REQUIRED TASK:
Pick out each line containing the string "styles".

RECORDS FOR THIS EXERCISE:
-.-.-

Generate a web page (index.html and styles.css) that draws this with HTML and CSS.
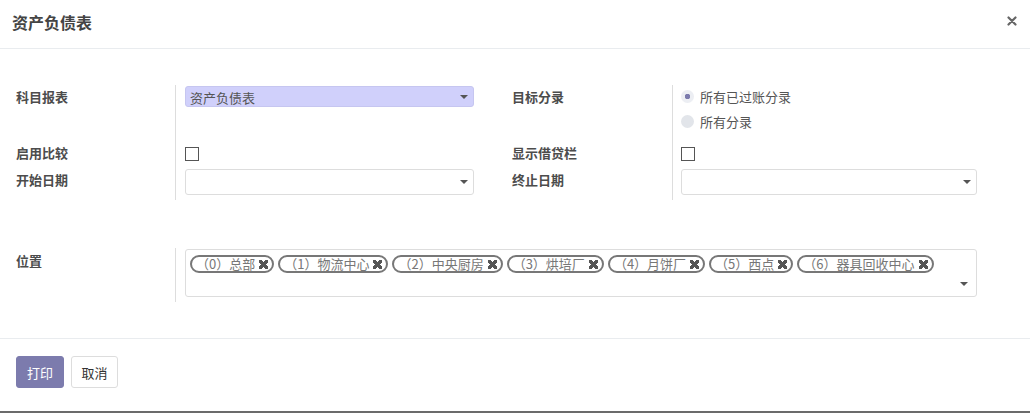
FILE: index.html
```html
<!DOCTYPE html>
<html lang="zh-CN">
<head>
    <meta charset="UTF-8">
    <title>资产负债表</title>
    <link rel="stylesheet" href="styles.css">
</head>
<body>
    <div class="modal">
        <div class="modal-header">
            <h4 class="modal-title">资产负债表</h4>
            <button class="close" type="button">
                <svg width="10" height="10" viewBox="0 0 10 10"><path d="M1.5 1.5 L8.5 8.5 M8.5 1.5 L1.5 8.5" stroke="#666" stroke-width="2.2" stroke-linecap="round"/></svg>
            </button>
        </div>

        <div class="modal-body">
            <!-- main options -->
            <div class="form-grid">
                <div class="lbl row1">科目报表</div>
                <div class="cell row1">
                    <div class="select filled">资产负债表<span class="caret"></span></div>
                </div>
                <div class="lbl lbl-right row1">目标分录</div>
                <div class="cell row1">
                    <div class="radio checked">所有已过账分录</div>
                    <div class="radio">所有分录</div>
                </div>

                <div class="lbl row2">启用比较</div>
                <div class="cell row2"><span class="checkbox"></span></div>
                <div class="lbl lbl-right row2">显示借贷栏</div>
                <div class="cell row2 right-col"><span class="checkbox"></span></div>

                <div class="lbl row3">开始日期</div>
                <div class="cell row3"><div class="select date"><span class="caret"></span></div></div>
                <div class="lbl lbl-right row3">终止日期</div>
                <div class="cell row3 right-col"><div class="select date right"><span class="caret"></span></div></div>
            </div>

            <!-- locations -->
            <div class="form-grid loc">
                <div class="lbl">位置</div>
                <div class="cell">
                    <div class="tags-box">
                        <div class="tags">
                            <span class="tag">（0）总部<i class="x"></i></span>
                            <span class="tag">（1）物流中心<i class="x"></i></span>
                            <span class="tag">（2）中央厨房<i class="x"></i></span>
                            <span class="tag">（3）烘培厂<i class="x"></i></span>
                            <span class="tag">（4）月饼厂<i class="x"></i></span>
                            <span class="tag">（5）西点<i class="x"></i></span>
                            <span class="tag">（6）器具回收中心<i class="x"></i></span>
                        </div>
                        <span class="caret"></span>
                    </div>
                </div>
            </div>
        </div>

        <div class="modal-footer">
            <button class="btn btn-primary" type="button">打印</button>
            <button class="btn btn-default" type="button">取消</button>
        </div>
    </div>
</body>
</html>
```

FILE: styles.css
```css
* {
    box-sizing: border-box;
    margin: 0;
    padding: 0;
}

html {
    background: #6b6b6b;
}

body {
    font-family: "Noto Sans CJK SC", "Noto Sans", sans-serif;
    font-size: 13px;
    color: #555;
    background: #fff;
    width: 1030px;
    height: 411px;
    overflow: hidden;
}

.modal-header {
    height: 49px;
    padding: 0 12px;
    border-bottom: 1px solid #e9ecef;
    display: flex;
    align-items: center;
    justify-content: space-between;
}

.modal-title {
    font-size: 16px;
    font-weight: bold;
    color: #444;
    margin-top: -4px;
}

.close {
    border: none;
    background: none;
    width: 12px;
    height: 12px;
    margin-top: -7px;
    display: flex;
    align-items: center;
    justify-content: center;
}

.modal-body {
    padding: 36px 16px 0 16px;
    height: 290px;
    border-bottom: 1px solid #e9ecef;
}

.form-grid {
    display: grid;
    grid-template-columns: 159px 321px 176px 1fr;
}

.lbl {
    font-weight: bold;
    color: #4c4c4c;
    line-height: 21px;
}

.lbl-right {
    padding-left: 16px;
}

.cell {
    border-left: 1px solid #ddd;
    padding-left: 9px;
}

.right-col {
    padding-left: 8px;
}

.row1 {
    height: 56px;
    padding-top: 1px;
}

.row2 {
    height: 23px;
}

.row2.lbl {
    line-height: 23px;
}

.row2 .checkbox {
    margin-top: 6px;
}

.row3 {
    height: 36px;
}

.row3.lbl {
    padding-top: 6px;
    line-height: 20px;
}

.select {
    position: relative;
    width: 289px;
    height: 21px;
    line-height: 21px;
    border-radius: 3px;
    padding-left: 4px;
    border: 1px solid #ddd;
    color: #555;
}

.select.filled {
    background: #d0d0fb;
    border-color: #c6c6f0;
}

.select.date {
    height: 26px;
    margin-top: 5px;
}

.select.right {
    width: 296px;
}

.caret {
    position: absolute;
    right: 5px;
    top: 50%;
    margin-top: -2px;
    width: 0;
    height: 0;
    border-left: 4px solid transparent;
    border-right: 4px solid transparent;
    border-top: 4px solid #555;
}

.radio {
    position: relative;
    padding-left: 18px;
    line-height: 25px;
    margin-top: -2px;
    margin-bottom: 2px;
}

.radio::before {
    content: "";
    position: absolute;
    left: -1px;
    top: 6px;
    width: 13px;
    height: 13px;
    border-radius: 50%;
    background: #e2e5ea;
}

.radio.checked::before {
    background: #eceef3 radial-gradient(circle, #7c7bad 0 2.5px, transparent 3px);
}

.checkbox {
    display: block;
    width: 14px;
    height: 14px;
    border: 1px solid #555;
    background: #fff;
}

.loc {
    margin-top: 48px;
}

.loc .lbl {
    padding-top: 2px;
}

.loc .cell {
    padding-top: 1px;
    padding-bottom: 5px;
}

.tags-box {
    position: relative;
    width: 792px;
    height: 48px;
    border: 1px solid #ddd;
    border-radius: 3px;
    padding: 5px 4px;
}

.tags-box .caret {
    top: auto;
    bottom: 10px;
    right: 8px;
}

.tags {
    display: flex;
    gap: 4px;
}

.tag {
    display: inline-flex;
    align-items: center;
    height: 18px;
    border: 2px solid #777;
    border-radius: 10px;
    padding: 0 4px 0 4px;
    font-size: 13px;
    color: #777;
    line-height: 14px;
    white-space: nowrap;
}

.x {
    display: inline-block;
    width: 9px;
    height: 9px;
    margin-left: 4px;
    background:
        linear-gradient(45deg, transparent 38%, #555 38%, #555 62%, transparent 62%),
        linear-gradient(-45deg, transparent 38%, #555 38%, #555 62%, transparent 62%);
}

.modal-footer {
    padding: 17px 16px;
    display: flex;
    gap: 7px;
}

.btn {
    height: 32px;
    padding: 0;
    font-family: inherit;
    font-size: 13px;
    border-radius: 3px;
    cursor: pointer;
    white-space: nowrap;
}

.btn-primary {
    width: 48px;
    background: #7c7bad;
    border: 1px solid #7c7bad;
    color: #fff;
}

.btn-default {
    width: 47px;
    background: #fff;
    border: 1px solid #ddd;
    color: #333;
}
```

-.-.-

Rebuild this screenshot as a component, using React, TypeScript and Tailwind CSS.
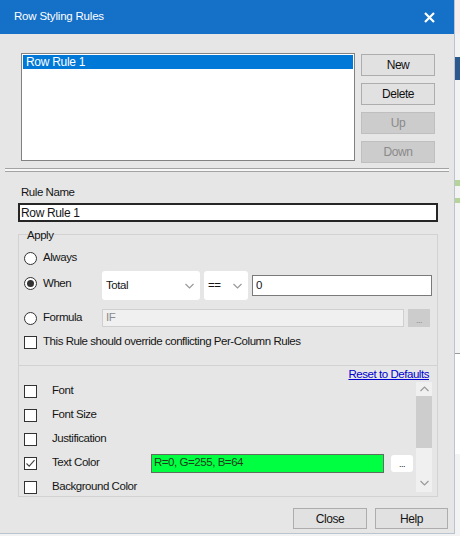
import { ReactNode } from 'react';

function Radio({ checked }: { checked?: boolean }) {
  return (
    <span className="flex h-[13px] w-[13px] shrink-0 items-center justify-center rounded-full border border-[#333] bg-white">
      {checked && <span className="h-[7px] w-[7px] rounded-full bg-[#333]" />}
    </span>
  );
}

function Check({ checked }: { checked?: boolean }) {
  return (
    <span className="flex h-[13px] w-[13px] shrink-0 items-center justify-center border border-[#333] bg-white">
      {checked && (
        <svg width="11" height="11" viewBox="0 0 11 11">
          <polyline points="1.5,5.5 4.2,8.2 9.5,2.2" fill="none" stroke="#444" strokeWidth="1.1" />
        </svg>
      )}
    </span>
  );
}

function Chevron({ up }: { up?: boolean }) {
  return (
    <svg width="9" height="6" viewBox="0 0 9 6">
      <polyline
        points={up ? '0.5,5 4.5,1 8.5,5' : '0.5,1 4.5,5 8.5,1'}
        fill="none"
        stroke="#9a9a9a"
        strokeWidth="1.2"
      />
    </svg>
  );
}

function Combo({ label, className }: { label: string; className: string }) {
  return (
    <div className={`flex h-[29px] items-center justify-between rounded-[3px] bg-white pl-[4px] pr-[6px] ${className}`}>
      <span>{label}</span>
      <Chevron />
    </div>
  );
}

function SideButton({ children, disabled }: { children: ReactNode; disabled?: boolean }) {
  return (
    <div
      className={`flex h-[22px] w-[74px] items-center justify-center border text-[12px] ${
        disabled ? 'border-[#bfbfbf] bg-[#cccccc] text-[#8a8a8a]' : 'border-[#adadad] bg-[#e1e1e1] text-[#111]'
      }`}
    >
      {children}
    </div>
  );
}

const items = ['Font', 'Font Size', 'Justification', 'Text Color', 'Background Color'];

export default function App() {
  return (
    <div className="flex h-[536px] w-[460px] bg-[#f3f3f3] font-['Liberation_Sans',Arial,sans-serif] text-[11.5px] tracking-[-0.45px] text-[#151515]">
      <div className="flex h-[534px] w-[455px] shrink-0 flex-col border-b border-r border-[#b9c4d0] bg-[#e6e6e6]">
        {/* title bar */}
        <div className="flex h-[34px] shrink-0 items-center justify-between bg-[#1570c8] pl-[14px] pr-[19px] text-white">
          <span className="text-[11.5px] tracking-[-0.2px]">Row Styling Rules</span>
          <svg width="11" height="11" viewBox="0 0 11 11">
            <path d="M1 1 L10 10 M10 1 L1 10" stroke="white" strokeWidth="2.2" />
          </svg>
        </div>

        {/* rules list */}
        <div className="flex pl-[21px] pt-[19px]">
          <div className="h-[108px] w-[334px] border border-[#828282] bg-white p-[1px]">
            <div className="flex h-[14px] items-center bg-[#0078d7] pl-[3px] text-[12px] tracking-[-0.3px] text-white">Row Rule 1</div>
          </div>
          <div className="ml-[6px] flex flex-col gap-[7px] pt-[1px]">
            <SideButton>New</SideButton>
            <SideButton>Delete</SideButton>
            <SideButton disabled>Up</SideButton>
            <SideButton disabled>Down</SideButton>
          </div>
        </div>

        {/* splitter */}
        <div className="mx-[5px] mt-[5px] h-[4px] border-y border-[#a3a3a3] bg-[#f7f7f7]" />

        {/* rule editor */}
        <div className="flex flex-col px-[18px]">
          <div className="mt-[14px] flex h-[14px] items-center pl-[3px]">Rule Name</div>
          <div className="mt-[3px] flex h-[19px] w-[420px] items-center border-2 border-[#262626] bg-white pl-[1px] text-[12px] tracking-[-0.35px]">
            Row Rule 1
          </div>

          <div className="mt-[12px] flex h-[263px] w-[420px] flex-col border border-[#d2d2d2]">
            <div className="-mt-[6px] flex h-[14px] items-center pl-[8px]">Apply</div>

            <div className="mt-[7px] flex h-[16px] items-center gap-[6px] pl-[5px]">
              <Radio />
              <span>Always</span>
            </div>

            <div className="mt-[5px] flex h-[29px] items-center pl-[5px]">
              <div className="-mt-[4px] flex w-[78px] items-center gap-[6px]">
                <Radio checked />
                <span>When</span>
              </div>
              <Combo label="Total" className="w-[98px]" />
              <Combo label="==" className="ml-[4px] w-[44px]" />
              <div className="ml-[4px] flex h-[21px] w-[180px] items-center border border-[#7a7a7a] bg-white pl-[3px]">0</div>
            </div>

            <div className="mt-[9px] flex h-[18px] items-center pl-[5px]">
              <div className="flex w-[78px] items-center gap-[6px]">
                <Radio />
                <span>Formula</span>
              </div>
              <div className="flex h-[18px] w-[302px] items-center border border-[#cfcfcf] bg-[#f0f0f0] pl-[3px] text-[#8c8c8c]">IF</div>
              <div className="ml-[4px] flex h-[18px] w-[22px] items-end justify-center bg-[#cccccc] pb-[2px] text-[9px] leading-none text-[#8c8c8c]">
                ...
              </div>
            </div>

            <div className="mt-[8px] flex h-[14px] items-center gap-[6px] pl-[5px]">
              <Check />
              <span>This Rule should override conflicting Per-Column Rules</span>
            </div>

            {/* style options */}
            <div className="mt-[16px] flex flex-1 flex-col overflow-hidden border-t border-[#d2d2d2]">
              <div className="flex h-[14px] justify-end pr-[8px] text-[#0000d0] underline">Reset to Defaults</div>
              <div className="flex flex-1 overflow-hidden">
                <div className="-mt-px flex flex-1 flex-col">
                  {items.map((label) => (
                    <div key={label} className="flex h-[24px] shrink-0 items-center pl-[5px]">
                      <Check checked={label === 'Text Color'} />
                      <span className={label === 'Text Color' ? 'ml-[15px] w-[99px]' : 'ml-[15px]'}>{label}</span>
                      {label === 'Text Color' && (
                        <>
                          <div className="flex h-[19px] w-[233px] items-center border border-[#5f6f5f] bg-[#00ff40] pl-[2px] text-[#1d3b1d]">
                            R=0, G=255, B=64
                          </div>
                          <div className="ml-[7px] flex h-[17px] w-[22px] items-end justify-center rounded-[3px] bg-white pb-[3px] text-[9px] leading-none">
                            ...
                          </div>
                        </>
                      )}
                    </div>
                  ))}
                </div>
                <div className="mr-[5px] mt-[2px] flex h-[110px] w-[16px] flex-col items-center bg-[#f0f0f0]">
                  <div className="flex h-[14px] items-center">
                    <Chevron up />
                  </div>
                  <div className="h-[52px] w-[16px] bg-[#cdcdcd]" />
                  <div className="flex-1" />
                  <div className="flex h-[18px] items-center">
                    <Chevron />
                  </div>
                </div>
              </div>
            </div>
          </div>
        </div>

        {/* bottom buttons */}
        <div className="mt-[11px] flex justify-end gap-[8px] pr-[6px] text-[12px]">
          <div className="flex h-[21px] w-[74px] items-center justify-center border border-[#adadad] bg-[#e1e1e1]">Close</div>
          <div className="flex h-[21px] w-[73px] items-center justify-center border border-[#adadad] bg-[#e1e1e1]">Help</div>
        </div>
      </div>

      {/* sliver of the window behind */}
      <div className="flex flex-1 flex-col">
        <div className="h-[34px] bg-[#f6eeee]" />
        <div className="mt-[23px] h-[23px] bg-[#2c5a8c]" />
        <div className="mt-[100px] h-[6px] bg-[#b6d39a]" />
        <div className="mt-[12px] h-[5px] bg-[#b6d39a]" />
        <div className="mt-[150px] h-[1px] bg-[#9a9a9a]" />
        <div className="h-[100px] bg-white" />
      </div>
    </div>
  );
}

-.-.-

SOLVED EXERCISE:
Generate a web page (index.html and styles.css) that draws this with HTML and CSS.
    <link rel="stylesheet" href="styles.css">
FILE: styles.css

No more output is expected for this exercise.